As Baudouin Thomas, Managing Director Accenture Belgium, says in an interview with Banking Boulevard: “customers should also benefit from this digital transformation when visiting their local bank branch”.
Shifts in the tasks and core business of retail banks
Making the branch a point of human/digital interaction and of digital information capturing and processing can start at the level of enabling customers to digitize their own documents or training branch employees to quickly do so themselves or assisting customers using state-of-the-art capturing and processing technologies, designed for use in customer-facing situations and the processes underlying them.

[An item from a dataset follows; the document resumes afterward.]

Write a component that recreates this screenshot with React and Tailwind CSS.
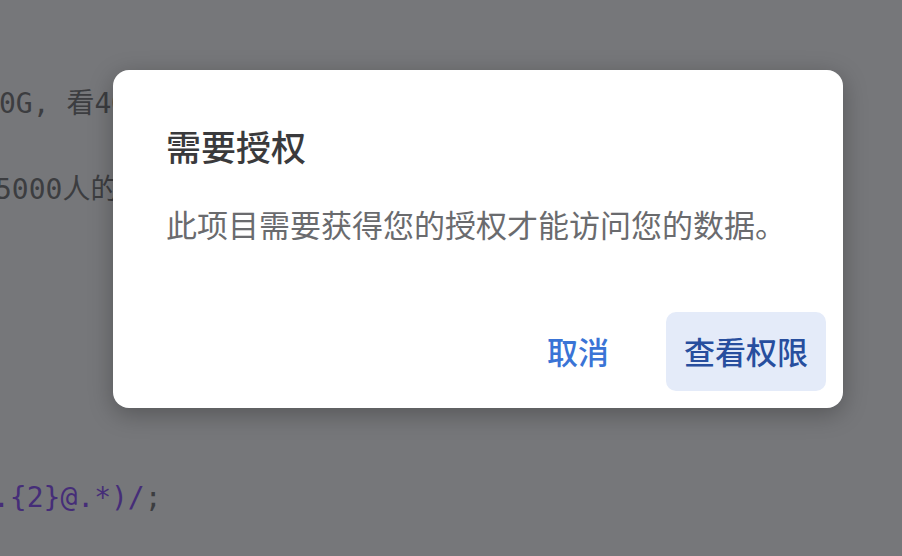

In a paper, called “Inside Tomorrow’s Retail Bank” (PDF), AT Kearney also emphasized the evolutions in the behavior of different retail bank customer segments. The company divided customers into two major groups of retail bank customers: Generation Facebook and a large group of digital deniers, in practice and in developed markets the latter are often elderly people.
In the paper, AT Kearney also identifies some basic demands both groups (essentially both at the two extremes of digital savviness) and sums up some more evolutions retail banks witness in a mobile, social and digital era, with mobile and social being important phenomena in the retail bank, according to the company.
Interesting – and probably even more driving transformation in the industry – is the shift of the control regarding specific tasks in banking, some of which are done by the bank today and will be done by the customer tomorrow. Knowing that some of these tasks are key to the business of retail banks, analyzing these shifts is essential for banks.